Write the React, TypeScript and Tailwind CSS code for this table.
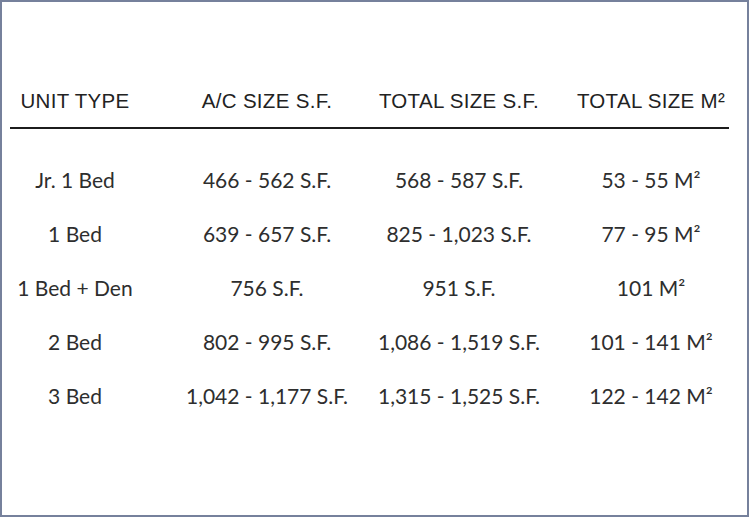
const rows = [
  ["Jr. 1 Bed", "466 - 562 S.F.", "568 - 587 S.F.", "53 - 55 M²"],
  ["1 Bed", "639 - 657 S.F.", "825 - 1,023 S.F.", "77 - 95 M²"],
  ["1 Bed + Den", "756 S.F.", "951 S.F.", "101 M²"],
  ["2 Bed", "802 - 995 S.F.", "1,086 - 1,519 S.F.", "101 - 141 M²"],
  ["3 Bed", "1,042 - 1,177 S.F.", "1,315 - 1,525 S.F.", "122 - 142 M²"],
];

const headers = ["UNIT TYPE", "A/C SIZE S.F.", "TOTAL SIZE S.F.", "TOTAL SIZE M²"];

const grid = "grid grid-cols-[repeat(4,146px)] gap-x-[46px]";

export default function App() {
  return (
    <div className="w-[749px] h-[517px] bg-white border-2 border-[#76819c] overflow-hidden">
      <div className="pt-[85px]">
        <div className={`${grid} font-['Liberation_Sans',Arial,sans-serif] text-[20.5px] leading-[28px] tracking-[0.3px] text-[#222]`}>
          {headers.map((h) => (
            <div key={h} className="flex justify-center whitespace-nowrap">
              {h}
            </div>
          ))}
        </div>
        <div className="ml-[8px] w-[719px] h-[2px] bg-[#1c1c1c] mt-[12px]" />
        <div className="pt-[35px] flex flex-col gap-y-[22px] font-['Lato',sans-serif] text-[21px] leading-[32px] text-[#2e2e2e]">
          {rows.map((r) => (
            <div key={r[0]} className={grid}>
              {r.map((c, i) => (
                <div key={i} className="flex justify-center whitespace-nowrap">
                  {c}
                </div>
              ))}
            </div>
          ))}
        </div>
      </div>
    </div>
  );
}
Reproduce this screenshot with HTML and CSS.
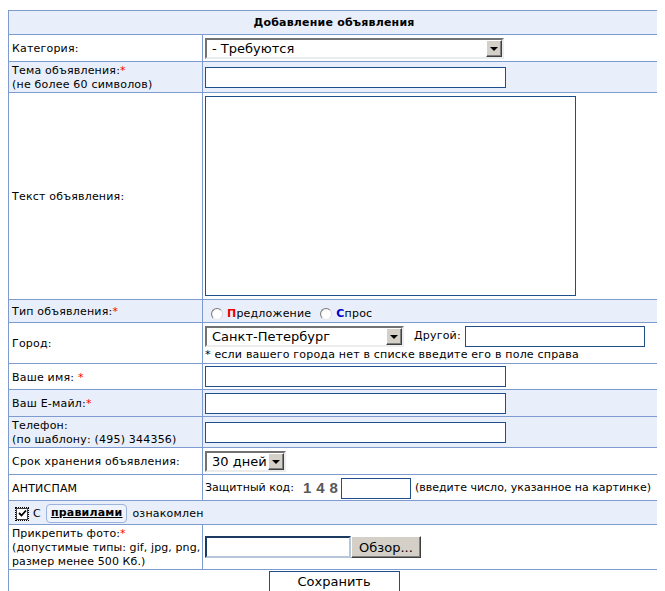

══════

*Task requirements*
Pictures are excluded; repeat every record exactly.

*Output for this exercise*
Write the React, TypeScript and Tailwind CSS code for this table.
const rows = [
  ["Jr. 1 Bed", "466 - 562 S.F.", "568 - 587 S.F.", "53 - 55 M²"],
  ["1 Bed", "639 - 657 S.F.", "825 - 1,023 S.F.", "77 - 95 M²"],
  ["1 Bed + Den", "756 S.F.", "951 S.F.", "101 M²"],
  ["2 Bed", "802 - 995 S.F.", "1,086 - 1,519 S.F.", "101 - 141 M²"],
  ["3 Bed", "1,042 - 1,177 S.F.", "1,315 - 1,525 S.F.", "122 - 142 M²"],
];

const headers = ["UNIT TYPE", "A/C SIZE S.F.", "TOTAL SIZE S.F.", "TOTAL SIZE M²"];

const grid = "grid grid-cols-[repeat(4,146px)] gap-x-[46px]";

export default function App() {
  return (
    <div className="w-[749px] h-[517px] bg-white border-2 border-[#76819c] overflow-hidden">
      <div className="pt-[85px]">
        <div className={`${grid} font-['Liberation_Sans',Arial,sans-serif] text-[20.5px] leading-[28px] tracking-[0.3px] text-[#222]`}>
          {headers.map((h) => (
            <div key={h} className="flex justify-center whitespace-nowrap">
              {h}
            </div>
          ))}
        </div>
        <div className="ml-[8px] w-[719px] h-[2px] bg-[#1c1c1c] mt-[12px]" />
        <div className="pt-[35px] flex flex-col gap-y-[22px] font-['Lato',sans-serif] text-[21px] leading-[32px] text-[#2e2e2e]">
          {rows.map((r) => (
            <div key={r[0]} className={grid}>
              {r.map((c, i) => (
                <div key={i} className="flex justify-center whitespace-nowrap">
                  {c}
                </div>
              ))}
            </div>
          ))}
        </div>
      </div>
    </div>
  );
}
Reproduce this screenshot with HTML and CSS.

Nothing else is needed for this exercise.